Secret Meeting score: 76
by Joseph Purcell
The cause of death for many bands throughout musical history has been relationships, or – to be more succinct – relationship breakdowns. From Fleetwood Mac’s internal orgy of deceitful adultery to Thurston Moore and Kim Gordon’s well documented demise, these breakups normally spell the beginning of the end for musical progression and future reconciliation is often short lived – just ask Lindsey Buckingham.
Chicago trio, Dehd, have set out to break this mould. New album, Water, documents the breakup of vocalists Emilf Kempf and Jason Balla- channelling it into a barnstorming, furiously paced thirty two minutes.
Unveiling their relationship’s transition from romantic to friendship, it makes for a raucous ride. As Kempf succinctly put it to our friend at Balloon Machine recently, their new record is shaped by the pair’s pain, “The best sort of light comes from a dark place.”
Opener, Wild, sets the template for what is ahead, fighting through thick distortion with a gleaming quality reminiscent of Jonathan Richman’s Modern Lovers, and charged with the catchiness of Television. This is the Dehd template: brilliant punk that demands attention; it aches with the familiarity of alternative music past, but never slips into being derivative.
Continuing the theme of influence, the lazy slacker pop of Pavement is captivated in On My Side – a stripped-back gem that fluctuates around a cutting guitar. Do You smoulders along a rotating riff, as if the needle dropped at the wrong speed on Venus in Furs, while Push The Crowd is another that feels as immediate as a long lost favourite. Long Way Home is pure garage punk rock, as if The Sonics have been reborn.

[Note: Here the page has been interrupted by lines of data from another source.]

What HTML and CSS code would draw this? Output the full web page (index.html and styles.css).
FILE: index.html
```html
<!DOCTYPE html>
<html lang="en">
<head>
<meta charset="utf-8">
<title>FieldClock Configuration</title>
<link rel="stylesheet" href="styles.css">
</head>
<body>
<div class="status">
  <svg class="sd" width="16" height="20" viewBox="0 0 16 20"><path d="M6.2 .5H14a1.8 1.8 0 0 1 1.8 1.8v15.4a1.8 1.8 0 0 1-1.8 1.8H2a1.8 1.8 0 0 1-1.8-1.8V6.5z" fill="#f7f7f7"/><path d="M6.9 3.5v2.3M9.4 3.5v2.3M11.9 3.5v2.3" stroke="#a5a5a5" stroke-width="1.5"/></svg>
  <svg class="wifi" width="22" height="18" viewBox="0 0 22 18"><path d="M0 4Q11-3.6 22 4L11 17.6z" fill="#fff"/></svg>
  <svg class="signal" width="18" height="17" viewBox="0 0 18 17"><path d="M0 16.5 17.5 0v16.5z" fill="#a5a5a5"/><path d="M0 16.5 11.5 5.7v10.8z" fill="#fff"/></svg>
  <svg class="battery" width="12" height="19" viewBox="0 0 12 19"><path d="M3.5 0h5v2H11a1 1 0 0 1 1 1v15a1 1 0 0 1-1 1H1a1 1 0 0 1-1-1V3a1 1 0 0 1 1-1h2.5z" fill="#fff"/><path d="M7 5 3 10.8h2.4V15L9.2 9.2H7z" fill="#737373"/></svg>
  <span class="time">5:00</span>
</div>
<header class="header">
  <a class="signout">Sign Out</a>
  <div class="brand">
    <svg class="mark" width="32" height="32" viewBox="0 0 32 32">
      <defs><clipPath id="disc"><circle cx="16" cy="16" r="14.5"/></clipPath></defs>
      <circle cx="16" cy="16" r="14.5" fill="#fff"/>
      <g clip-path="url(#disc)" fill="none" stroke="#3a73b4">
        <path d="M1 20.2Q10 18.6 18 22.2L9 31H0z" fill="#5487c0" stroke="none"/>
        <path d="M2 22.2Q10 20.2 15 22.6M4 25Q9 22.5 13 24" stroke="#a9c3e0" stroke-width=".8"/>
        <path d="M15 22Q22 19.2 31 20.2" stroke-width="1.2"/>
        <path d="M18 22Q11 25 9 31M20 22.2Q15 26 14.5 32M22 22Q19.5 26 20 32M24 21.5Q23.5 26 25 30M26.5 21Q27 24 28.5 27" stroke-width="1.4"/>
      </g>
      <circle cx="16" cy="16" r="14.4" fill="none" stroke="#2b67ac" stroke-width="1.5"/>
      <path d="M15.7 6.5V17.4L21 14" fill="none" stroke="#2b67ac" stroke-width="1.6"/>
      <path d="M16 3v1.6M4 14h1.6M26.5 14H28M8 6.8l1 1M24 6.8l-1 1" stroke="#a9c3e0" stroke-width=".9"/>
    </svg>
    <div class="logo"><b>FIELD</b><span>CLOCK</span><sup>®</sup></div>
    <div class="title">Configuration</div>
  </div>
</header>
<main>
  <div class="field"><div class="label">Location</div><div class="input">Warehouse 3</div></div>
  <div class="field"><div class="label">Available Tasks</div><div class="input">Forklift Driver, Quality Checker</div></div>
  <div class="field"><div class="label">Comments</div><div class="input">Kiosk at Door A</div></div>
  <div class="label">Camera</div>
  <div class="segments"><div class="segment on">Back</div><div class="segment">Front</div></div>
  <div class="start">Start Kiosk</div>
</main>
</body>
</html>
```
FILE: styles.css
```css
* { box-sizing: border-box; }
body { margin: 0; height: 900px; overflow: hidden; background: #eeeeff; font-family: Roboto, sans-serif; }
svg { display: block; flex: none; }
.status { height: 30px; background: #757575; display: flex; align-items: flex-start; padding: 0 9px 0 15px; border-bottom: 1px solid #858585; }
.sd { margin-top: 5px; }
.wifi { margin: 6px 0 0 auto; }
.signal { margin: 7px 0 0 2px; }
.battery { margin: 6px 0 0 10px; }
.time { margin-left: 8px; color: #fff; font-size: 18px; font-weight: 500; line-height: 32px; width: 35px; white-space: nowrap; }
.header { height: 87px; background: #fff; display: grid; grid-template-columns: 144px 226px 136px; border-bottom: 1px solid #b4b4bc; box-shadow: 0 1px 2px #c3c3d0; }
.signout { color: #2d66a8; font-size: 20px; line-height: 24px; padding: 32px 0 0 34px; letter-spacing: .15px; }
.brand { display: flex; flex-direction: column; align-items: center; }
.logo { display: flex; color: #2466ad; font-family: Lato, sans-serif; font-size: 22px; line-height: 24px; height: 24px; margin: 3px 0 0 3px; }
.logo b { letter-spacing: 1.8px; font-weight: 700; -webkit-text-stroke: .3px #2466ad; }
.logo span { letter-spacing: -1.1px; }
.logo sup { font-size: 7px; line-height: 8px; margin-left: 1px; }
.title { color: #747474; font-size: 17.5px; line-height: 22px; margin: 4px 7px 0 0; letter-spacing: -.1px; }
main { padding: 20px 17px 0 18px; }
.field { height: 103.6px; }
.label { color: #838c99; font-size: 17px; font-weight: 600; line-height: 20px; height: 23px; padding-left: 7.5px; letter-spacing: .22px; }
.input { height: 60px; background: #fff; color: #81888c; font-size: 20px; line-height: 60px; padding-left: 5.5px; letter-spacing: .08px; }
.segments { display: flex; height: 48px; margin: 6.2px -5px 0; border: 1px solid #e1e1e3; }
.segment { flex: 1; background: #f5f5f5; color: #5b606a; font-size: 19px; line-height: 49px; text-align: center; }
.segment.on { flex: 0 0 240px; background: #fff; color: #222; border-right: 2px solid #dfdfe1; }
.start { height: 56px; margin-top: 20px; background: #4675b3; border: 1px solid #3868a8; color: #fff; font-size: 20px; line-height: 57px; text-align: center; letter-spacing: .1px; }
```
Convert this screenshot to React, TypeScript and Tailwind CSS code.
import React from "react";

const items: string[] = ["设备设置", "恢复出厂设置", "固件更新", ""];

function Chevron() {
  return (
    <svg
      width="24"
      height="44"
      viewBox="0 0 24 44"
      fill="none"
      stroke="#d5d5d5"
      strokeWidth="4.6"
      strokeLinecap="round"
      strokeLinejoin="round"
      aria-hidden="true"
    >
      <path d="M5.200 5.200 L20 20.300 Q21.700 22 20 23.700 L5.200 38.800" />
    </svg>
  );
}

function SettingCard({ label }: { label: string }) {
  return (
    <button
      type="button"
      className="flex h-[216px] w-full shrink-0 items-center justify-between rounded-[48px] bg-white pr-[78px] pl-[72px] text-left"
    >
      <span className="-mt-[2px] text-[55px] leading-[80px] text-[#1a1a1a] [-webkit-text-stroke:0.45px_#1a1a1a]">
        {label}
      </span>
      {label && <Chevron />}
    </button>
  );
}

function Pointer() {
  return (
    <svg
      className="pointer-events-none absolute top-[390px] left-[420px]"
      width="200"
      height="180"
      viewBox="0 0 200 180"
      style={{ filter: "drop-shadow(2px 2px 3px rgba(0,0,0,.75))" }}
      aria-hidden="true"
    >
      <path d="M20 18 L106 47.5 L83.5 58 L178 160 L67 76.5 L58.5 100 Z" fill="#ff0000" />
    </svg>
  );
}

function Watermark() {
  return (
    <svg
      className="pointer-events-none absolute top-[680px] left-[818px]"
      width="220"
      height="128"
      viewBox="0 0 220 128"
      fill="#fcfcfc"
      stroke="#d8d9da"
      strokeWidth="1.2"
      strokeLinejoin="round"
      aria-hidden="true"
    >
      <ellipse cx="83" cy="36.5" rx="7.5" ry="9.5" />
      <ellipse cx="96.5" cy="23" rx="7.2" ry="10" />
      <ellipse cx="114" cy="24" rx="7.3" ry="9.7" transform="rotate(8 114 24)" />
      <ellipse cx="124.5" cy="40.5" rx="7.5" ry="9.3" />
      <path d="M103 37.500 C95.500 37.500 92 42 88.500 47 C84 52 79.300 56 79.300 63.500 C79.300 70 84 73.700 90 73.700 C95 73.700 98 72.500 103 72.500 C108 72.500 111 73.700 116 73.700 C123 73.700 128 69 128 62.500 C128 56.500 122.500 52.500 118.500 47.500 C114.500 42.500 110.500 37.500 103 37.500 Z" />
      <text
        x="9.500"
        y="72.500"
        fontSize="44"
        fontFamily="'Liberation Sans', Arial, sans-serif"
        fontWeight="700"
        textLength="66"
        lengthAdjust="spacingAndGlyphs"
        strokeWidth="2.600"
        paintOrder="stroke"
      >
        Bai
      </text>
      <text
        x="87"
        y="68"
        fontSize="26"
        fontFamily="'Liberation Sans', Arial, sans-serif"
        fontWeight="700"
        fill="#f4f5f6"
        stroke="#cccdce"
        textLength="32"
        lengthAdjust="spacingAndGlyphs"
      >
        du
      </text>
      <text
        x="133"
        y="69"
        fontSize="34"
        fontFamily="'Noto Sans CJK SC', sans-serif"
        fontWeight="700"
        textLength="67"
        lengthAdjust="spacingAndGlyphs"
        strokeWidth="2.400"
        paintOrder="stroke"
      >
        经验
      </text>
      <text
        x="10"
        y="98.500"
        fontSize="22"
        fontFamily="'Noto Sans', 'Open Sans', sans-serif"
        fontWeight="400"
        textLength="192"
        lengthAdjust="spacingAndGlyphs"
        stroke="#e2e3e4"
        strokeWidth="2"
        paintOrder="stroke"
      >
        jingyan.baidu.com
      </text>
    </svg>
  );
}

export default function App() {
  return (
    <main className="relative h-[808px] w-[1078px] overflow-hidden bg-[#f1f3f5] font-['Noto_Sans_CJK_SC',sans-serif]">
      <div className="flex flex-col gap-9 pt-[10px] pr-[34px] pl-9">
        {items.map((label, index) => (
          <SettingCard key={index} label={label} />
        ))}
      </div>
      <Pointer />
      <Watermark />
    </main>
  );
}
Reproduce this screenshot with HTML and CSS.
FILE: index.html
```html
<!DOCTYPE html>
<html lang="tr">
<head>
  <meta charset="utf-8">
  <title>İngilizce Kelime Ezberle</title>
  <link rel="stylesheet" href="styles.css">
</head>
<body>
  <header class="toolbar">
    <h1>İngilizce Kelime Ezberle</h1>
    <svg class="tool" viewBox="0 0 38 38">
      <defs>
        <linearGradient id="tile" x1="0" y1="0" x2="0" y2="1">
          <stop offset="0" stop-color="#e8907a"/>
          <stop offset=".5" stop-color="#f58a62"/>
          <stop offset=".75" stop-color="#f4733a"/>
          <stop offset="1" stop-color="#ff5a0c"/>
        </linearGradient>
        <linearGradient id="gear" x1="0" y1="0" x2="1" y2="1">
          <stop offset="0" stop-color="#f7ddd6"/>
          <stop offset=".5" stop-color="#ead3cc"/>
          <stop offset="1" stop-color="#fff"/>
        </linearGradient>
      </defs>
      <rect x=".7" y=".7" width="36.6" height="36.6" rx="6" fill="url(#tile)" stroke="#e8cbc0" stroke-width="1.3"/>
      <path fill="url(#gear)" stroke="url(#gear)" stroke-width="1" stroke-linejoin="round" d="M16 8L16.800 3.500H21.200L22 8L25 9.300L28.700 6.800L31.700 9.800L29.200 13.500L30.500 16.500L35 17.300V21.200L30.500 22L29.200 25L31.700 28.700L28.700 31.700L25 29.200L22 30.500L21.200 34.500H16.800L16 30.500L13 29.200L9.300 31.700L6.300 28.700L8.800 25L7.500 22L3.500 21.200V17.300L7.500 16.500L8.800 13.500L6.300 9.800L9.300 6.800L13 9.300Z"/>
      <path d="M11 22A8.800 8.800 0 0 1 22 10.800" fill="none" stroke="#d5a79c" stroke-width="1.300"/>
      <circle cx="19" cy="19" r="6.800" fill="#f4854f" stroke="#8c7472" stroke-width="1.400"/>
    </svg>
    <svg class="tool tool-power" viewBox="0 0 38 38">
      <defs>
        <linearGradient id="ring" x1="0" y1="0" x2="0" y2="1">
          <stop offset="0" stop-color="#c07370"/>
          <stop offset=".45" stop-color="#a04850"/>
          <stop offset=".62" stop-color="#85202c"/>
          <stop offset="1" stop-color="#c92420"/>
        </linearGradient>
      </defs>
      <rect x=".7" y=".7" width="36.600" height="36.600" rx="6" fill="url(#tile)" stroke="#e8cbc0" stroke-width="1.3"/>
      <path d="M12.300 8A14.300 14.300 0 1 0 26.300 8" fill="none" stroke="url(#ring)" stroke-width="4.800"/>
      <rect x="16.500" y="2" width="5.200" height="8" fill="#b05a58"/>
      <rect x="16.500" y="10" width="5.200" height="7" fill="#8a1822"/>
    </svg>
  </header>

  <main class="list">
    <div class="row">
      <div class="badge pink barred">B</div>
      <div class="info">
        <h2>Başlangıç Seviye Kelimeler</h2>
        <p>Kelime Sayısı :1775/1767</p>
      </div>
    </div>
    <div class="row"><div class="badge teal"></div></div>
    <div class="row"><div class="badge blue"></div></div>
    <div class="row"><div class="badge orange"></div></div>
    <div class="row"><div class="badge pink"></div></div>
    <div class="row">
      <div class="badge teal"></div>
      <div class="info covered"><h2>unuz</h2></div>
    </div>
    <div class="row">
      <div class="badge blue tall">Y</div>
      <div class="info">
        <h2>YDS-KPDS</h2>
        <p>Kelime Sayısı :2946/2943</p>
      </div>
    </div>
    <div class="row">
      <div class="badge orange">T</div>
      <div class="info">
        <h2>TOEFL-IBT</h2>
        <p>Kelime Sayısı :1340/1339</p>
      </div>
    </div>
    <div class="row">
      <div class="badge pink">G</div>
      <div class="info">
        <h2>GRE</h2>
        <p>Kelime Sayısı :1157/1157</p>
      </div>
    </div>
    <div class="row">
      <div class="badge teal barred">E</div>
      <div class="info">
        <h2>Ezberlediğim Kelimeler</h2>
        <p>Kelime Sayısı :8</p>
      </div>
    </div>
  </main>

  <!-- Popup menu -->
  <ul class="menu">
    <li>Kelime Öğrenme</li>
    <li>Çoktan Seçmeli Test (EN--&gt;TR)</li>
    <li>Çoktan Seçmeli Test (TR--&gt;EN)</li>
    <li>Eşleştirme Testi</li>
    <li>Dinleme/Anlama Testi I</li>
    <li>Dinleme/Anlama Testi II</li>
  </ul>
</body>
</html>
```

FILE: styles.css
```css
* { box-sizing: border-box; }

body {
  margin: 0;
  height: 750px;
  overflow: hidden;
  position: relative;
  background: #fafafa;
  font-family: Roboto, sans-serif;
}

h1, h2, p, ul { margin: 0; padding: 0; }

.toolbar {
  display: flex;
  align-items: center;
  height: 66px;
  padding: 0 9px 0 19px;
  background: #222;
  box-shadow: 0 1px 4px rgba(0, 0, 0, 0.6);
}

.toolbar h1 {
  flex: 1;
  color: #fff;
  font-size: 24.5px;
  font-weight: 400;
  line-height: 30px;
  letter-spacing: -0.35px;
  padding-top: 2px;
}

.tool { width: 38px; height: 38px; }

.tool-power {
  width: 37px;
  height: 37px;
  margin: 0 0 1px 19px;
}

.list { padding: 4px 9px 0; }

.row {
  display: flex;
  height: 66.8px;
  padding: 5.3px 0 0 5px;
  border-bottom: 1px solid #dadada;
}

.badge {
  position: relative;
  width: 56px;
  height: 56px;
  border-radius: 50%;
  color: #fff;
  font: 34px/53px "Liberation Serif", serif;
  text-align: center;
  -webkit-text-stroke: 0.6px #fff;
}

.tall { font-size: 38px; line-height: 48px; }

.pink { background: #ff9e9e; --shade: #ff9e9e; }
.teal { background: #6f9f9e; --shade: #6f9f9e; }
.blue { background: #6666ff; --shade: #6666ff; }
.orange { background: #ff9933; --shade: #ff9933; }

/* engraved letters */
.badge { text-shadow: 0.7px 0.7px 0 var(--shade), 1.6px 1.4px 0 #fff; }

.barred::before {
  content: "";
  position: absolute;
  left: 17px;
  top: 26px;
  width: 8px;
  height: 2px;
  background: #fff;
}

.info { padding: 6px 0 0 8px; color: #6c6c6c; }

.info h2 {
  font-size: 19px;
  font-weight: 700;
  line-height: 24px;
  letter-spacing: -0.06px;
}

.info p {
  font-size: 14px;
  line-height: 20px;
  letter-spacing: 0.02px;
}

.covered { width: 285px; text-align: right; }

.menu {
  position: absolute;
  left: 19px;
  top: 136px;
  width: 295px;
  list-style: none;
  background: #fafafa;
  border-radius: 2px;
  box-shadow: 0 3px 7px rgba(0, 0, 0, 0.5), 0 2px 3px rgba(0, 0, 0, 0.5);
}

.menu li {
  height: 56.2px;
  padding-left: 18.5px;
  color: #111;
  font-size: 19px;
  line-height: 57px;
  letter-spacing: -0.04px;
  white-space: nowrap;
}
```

The hushed delivery of album highlight, Lake, helps break the occasional fatigue that sets in after nine furious tracks, and helps to display an artistic range that is perhaps a little lost amongst the tempo and urgency. This break in the onslaught allows a pause to draw breath, and the chance to realise how great Dehd could become as they move towards harnessing their own more unique sound. But, for now we can be enthralled with one of the more riotous – and despite the themes – fun albums of the year so far.